2 thoughts on “T-Shirts from the Collection: Skulls, Part Two

  1. lk

    Lately I’ve encountered a fair amount of iconography and commercial wording that has been created by young (younger than me, anyway) entrepreneurs who seem to be angling toward *edgy*, or something. Some of it is decidedly odd and not necessarily meaningful in any obvious sense. My favorite example so far is the name of a style of bicycle by the Ibis brand. It’s a tandem bicycle they’ve named the “The Uncle Fester”. Don’t ask me why. I think some icons get used so much that they either morph into something else or lose their meaning entirely. Your skull t-shirts seem to have gone to some new cultural location, based on some of the examples you display.

    Reply
    1. admin Post author

      The “Uncle Fester” was made by Ibis bikes, which is currently headquartered in Santa Cruz. The skateboard/surfboard/biking communities here overlap in a pattern of everlasting dudeness or bro-ness, both culturally and economically. There are a number of nationally-known sporting equipment businesses here that were founded and run by guys who never wanted anything more than a good ride/wave/grind and never got more sophisticated than that. I can see these guys sitting around the shop looking at a prototype and someone saying “Bro! Let’s call it the Uncle Fester!” “Why?” “Why not?” “Sounds sick!” “Yeah!” “Let’s go ride!”
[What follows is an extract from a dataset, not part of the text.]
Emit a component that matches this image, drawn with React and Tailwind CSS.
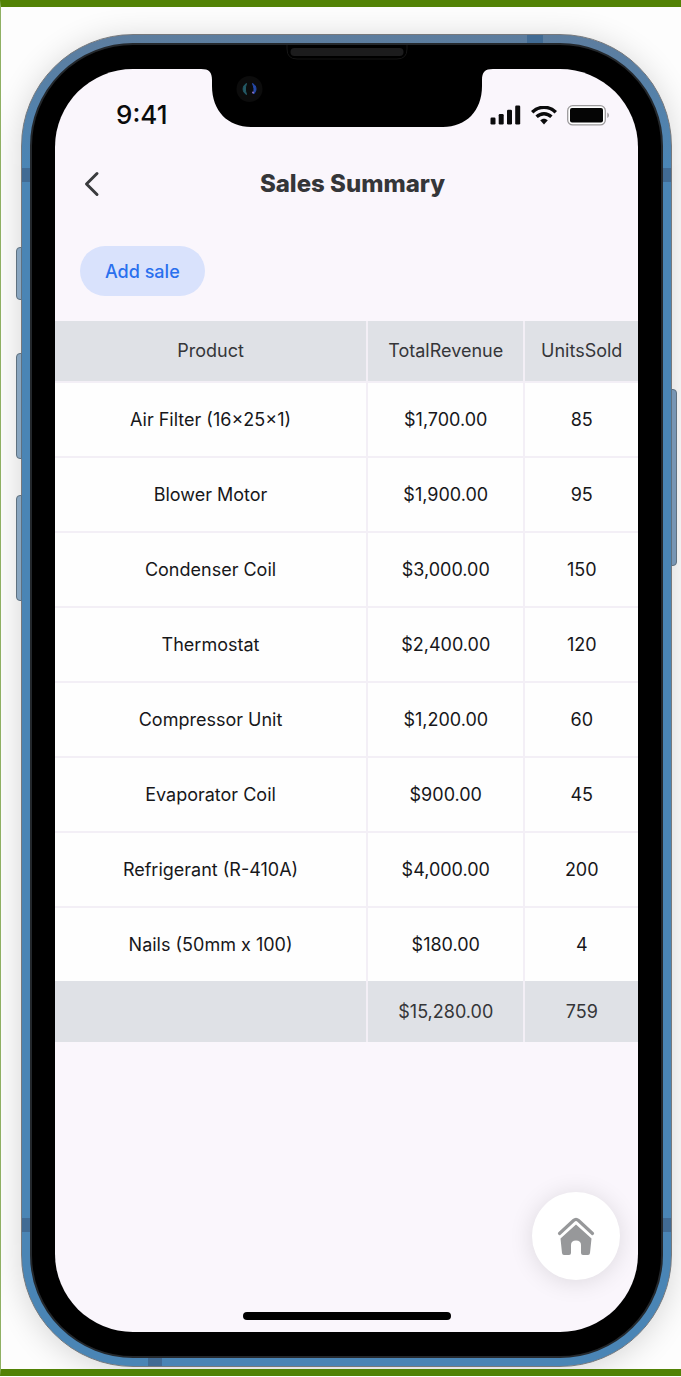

      And yes, I can see skulls getting on children’s clothing and coffee packs the same way. What with so much stuff being sold online, I do wonder whether people just stick any meme that might attract people onto their product — maybe because they think it’s cool, but also because in the vast chaos on online shoppers, it’ll find enough other people who also think so, if for no reason we understand. And if not, take it down, and adorn the next order with vampire cats and see how _that_ works.